I am not sure I fully understand the strategy behind the question and that emphasises the limitations of the forum. The tax consequences need to be dovetailed with the objectives of the clients, and any applicable constraints, which is the unique domain of tailored advice rather than of general observations made by commentators remote from the coalface. We also rely on the facts disclosed in the OP.
I am still not sure about the Intended sequence and timing of the purchase and sale transactions and, on reflection, I had assumed that neither child would reside with their mother. This however seems to be the present position as regards one of them and probably it may well continue.
There are relatively few complications, if any, with the child who lives abroad and wishes to use her share of the trust for her own benefit. How her share is extracted for her benefit does not matter but her mother must take care if she ever “occupies” a property bought with these funds. This is because of s.10ZA FA 1986. Like all GROBs it can be activated at any time in the 7 years before death even if not immediately after the deemed gift. To argue that her joint occupation of a house partly owned by her child (if that is the plan) is a GROB would be spiteful but some comfort is provided by IHTM14360 where HMRC say that s.102B is based on a pre-existing practice: so OK as long as by analogy with that section both occupy and mother receives no benefit (ideally pays all the outgoings). The problem arises if the child moves out when a GROB will arise unless by analogy again “full consideration on money or money’s worth” is paid by mother to child. Mother moving out is not a problem.
There is also an abstruse concern that the Pre-owned Asset Tax could apply. The law requires a disposal of land or a contribution to its acquisition, followed by occupation. The problem is that this can happen indirectly. The fiction for IHT is that an IPDI owner is beneficially entitled to the trust property (either the house or its sale proceeds). Is a surrender an indirect disposal/contribution? Similarly if the remaindermen assign their interests to the LT; despite being excluded property they have real value.
This becomes largely academic provided the mother uses only her own money and the child uses only what is distributed from the trust to purchase the new house as tenants in common with respective equitable shares proportionately to funding. But not entirely safe if what comes from the trust is to be regarded for POAT as indirectly provided by mother because co-owners are entitled to occupy the entirety. A life interest has some commercial value though that is not strictly a function of the actual or prospective value of the sale proceeds of the property in which the interest subsists. There is a specific POAT exemption where s102B prevents a GROB; if and as long as the circumstances are analogous (see above) it is to be hoped that in practice HMRC would ignore joint occupation for POAT also.
If joint ownership is the plan it might be preferable if, after the fixed remainders are appointed out of the DT to the children, the trustees then advance 100% of each share to them under s.32 TA 1925. (This is a post-2014 trust so that will be possible unless s.32 is excluded by the trust instrument). The argument then runs that the funds are provided by the deceased and not by the mother and her requirement to consent is not indirect provision of the advanced land or sale proceeds.

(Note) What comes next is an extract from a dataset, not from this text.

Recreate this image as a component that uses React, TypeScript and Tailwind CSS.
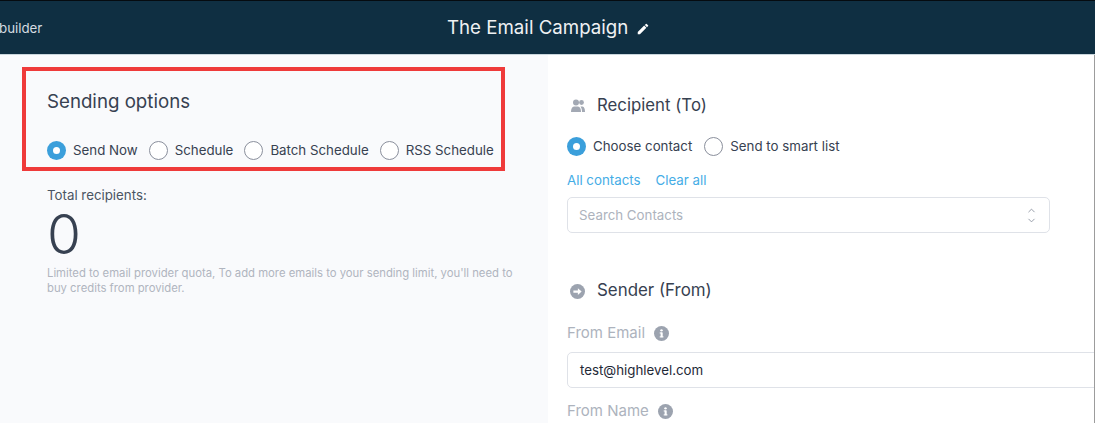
import React from "react";
import { ChevronUp, ChevronDown } from "lucide-react";

const font = { fontFamily: "Inter, 'Liberation Sans', sans-serif" };

function Radio({ on, label, className = "" }: { on?: boolean; label: string; className?: string }) {
  return (
    <div className={`flex shrink-0 items-center ${className}`}>
      {on ? (
        <span className="flex h-[19px] w-[19px] shrink-0 items-center justify-center rounded-full bg-[#3b9fdb]">
          <span className="h-[7px] w-[7px] rounded-full bg-white" />
        </span>
      ) : (
        <span className="h-[19px] w-[19px] shrink-0 rounded-full border border-[#8a8f9c] bg-white" />
      )}
      <span className="ml-[7px] whitespace-nowrap text-[13.3px] leading-5 text-[#374151]">{label}</span>
    </div>
  );
}

function Info() {
  return (
    <svg width="15" height="15" viewBox="0 0 20 20" className="ml-[9px]">
      <circle cx="10" cy="10" r="10" fill="#9ca3af" />
      <rect x="8.8" y="8.6" width="2.8" height="6.4" fill="#fff" />
      <rect x="7.6" y="8.6" width="3" height="1.4" fill="#fff" />
      <rect x="7.6" y="13.8" width="5" height="1.4" fill="#fff" />
      <circle cx="10" cy="5.8" r="1.6" fill="#fff" />
    </svg>
  );
}

export default function App() {
  return (
    <div className="flex h-[423px] w-[1095px] flex-col overflow-hidden bg-white" style={font}>
      <header className="flex h-[55px] shrink-0 items-center border-t border-b border-t-[#050b10] border-b-[#c9d6dc] bg-[#0f2f42] pt-[2px]">
        <span className="-ml-px w-[448px] text-[13.3px] text-[#d5dbe0]">builder</span>
        <span className="text-[18.7px] text-[#eef1f3]">The Email Campaign</span>
        <svg width="14" height="14" viewBox="0 0 24 24" fill="#fff" className="ml-[8px]">
          <path d="M3 17.25V21h3.75L17.81 9.94l-3.75-3.75L3 17.25zM20.71 7.04a1 1 0 0 0 0-1.41l-2.34-2.34a1 1 0 0 0-1.41 0l-1.83 1.83 3.75 3.75 1.83-1.83z" />
        </svg>
      </header>
      <div className="flex min-h-0 flex-1">
        <aside className="w-[548px] shrink-0 bg-[#f9fafc]">
          <section className="ml-[22px] mt-[12px] h-[104px] w-[483px] border-4 border-[#ef3a3a] pl-[21px] pt-[17px]">
            <h2 className="text-[18.7px] leading-7 text-[#374151]">Sending options</h2>
            <div className="mt-[24px] flex">
              <Radio on label="Send Now" />
              <Radio label="Schedule" className="ml-[11px]" />
              <Radio label="Batch Schedule" className="ml-[11px]" />
              <Radio label="RSS Schedule" className="ml-[11px]" />
            </div>
          </section>
          <div className="ml-[47px] mt-[14px] w-[475px]">
            <p className="text-[13.3px] leading-5 text-[#4b5563]">Total recipients:</p>
            <p className="mt-[4px] text-[55px] font-light leading-[50px] text-[#374151]">0</p>
            <p className="mt-[7px] text-[11.3px] leading-[15px] text-[#b0b5bf]">
              Limited to email provider quota, To add more emails to your sending limit, you'll need to buy credits from provider.
            </p>
          </div>
        </aside>
        <main className="min-w-0 flex-1 overflow-hidden border-r border-[#9c9c9c] pl-[19px] pt-[39px]">
          <h3 className="flex h-[24px] items-center pl-[3px] text-[16.8px] text-[#374151]">
            <svg width="16" height="14" viewBox="0 0 16 14" fill="#a3a9b4" className="mr-[11px]">
              <circle cx="6" cy="3.5" r="3" />
              <path d="M1 13c0-3.5 1-5 3-5.5h4c2 .5 3 2 3 5.5z" />
              <circle cx="11.5" cy="3.5" r="2.4" />
              <path d="M12 13c0-2.6-.5-4-1.500-5.500h2c1.800.5 2.500 2.300 2.500 5.500z" />
            </svg>
            Recipient (To)
          </h3>
          <div className="mt-[18px] flex">
            <Radio on label="Choose contact" />
            <Radio label="Send to smart list" className="ml-[12px]" />
          </div>
          <div className="mt-[14px] flex text-[13.3px] leading-5 text-[#45ade6]">
            <span>All contacts</span>
            <span className="ml-[15px]">Clear all</span>
          </div>
          <div className="mt-[7px] flex h-[36px] w-[483px] items-center justify-between rounded-[5px] border border-[#dfe2e8] bg-white pl-[11px] pr-[12px] pt-[1px] text-[13.3px] text-[#adb3bd]">
            <span>Search Contacts</span>
            <span className="flex flex-col text-[#8f96a3]">
              <ChevronUp size={11} className="-mb-[1px]" />
              <ChevronDown size={11} />
            </span>
          </div>
          <h3 className="mt-[46px] flex h-[24px] items-center pl-[3px] text-[16.9px] text-[#374151]">
            <svg width="15" height="15" viewBox="0 0 20 20" className="mr-[12px]">
              <circle cx="10" cy="10" r="10" fill="#9ca3af" />
              <path d="M4.500 8.500h6V5.500L15.500 10l-5 4.500v-3h-6z" fill="#fff" />
            </svg>
            Sender (From)
          </h3>
          <div className="mt-[20px] flex h-5 items-center text-[15px] text-[#adb3bd]">
            From Email
            <Info />
          </div>
          <div className="mt-[9px] flex h-[36px] w-[540px] items-center rounded-[5px] border border-[#dfe2e8] bg-white pl-[12px] pt-[1px] text-[13.3px] text-[#1f2937]">
            test@highlevel.com
          </div>
          <div className="mt-[13px] flex h-5 items-center text-[15px] text-[#adb3bd]">
            From Name
            <Info />
          </div>
        </main>
      </div>
    </div>
  );
}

Unlike with a surrender she is not actively instrumental in the disposition of the trust funds: she can prevent it by refusing consent but not secure it.
The timing of the DT appointments on fixed remainders and advancements can be effected over house or sale proceeds but the sale will be simplified if the trustees contract. S.28 will make contract the date of disposal for CGT. The DT appointment can be made at any time but presumably the advancements are really only needed after completion to release the cash funds. Synchronising the sale with the purchase demands the usual conveyancing ritual dance.
Downsizing will still apply for RNRB but s.8FA will apply, not s.8FB, if mother dies owning a QRI which will only be a part interest in the house (if I am right) and will attract a 15% discount if the child is in residence or 10% if not. Of course that interest or at least part of the estate, as the case may be, must be “closely inherited”.
Jack Harper
If the UK-based child is not to have an interest in the new house, contrary to my supposition, how she funds her mother to purchase the entirety will require an additional tax plan.